Davis and Lincoln: Parting words they shared for our future
February 27th, 2011
Jefferson Davis and Abraham Lincoln confronted some of the most daunting challenges ever to face America. In a previous Examiner article, we acknowledged some of the things they had in common, perhaps trivial when we recognize their leadership of the opposing forces in our nation’s deadliest war. A war that left the South devastated … tens of thousands impoverished … and 620,000 Americans dead.
What can we say of all this now?
In the aftermath of the world’s deadliest war, Winston Churchill, a well-read student of history with an English father and an American mother, voiced his concerns—and advice—in a speech at Zurich University, in Zurich, Switzerland on September 19, 1946.

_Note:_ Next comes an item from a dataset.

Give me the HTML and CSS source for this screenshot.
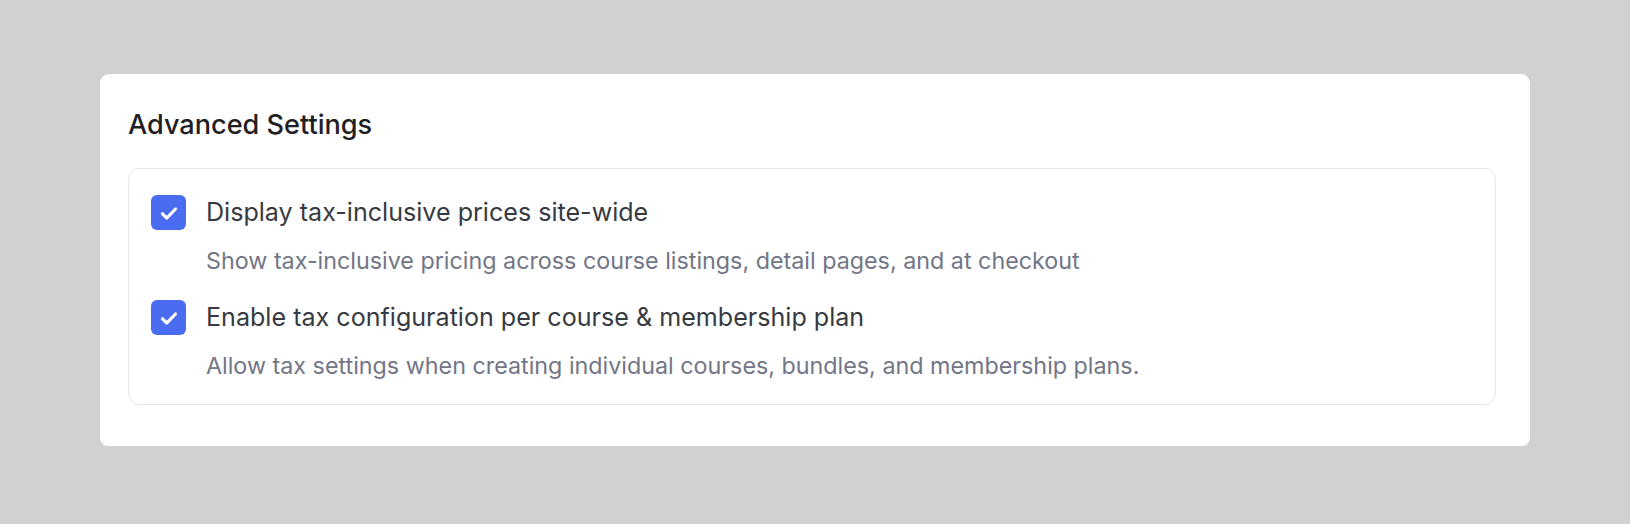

We must all turn our backs upon the horrors of the past. We must look to the future. We cannot afford to drag forward across the years that are to come the hatreds and revenges which have sprung from the injuries of the past.
From their unique perspectives as presidents of the United States and Confederate States, respectively—and yes, for our benefit—Lincoln and Davis reflected on the tragic course of events in their own time and bequeathed to the rest of us rather remarkable…and very similar…sentiments.
With malice toward none; with charity for all; with firmness in the right, as God gives us to see the right, let us…bind up the nation’s wounds;…and do all which may achieve and cherish a just, and a lasting peace, among ourselves, and with all nations.
Lincoln spoke these words on March 4, 1865, in his Second Inaugural address. He had just six weeks to live.
In March of 1888, in what is considered one of his final public statements, Jefferson Davis addressed a group of young men in Mississippi. He had but twenty months to live.
The past is dead; let it bury its dead, its hopes and its aspirations. Before you lies the future—a future full of golden promise; a future of expanding national glory, before which all the world shall stand amazed. Let me beseech you to lay aside all rancor, all bitter sectional feeling, and to take your places in the ranks of those who will bring about a consummation devoutly to be wished—a reunited country.